(begin)

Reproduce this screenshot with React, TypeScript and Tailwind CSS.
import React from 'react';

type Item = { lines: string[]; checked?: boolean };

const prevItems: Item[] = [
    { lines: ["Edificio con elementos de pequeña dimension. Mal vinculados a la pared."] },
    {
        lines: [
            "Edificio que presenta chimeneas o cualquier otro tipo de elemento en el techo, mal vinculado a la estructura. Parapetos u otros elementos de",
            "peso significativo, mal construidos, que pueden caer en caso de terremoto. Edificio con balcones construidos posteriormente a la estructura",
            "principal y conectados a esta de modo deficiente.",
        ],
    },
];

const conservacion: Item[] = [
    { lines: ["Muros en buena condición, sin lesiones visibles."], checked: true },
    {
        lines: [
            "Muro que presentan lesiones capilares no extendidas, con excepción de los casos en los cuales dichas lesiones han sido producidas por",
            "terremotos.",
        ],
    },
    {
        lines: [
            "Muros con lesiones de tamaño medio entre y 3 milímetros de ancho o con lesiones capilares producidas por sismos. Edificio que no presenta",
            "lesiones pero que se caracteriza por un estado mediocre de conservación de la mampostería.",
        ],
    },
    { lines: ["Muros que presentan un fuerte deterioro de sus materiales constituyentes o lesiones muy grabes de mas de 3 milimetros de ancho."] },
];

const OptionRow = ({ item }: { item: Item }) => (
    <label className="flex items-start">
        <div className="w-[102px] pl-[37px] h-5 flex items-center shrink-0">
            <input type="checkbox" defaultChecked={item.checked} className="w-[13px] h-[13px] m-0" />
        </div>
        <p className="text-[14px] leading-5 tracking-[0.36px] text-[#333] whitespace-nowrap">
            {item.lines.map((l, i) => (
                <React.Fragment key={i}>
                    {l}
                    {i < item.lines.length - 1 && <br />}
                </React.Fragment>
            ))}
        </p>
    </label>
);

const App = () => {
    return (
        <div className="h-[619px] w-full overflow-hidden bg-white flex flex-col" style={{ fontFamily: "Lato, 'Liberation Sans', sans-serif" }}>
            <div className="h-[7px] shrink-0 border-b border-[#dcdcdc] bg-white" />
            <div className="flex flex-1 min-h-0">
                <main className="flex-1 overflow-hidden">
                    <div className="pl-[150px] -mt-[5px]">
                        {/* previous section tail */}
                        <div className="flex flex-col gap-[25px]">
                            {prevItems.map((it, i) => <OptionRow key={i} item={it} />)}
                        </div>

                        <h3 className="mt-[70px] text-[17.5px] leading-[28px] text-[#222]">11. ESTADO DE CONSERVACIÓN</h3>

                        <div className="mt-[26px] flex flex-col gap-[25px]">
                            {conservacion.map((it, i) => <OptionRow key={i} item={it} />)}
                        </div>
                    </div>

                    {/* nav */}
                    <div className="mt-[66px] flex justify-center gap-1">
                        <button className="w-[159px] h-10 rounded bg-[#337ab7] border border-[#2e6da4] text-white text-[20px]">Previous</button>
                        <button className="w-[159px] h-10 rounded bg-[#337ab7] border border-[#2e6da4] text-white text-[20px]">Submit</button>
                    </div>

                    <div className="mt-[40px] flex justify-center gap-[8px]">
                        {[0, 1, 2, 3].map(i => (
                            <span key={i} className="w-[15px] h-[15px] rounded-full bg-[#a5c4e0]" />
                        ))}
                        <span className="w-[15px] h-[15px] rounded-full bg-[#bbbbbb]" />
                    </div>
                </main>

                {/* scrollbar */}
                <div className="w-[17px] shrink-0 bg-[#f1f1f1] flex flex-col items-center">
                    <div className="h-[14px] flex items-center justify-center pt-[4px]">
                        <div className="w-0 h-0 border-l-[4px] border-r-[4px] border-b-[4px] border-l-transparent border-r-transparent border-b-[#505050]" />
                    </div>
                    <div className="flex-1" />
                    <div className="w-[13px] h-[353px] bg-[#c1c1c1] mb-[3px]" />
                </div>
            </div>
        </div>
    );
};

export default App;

(end)

What are the exact lines from the beginning of the material through the line containing "string[]; checked?: boolean"? Write out those lines alone.

:: Finished exercise ::
Reproduce this screenshot with React, TypeScript and Tailwind CSS.
import React from 'react';

type Item = { lines: string[]; checked?: boolean };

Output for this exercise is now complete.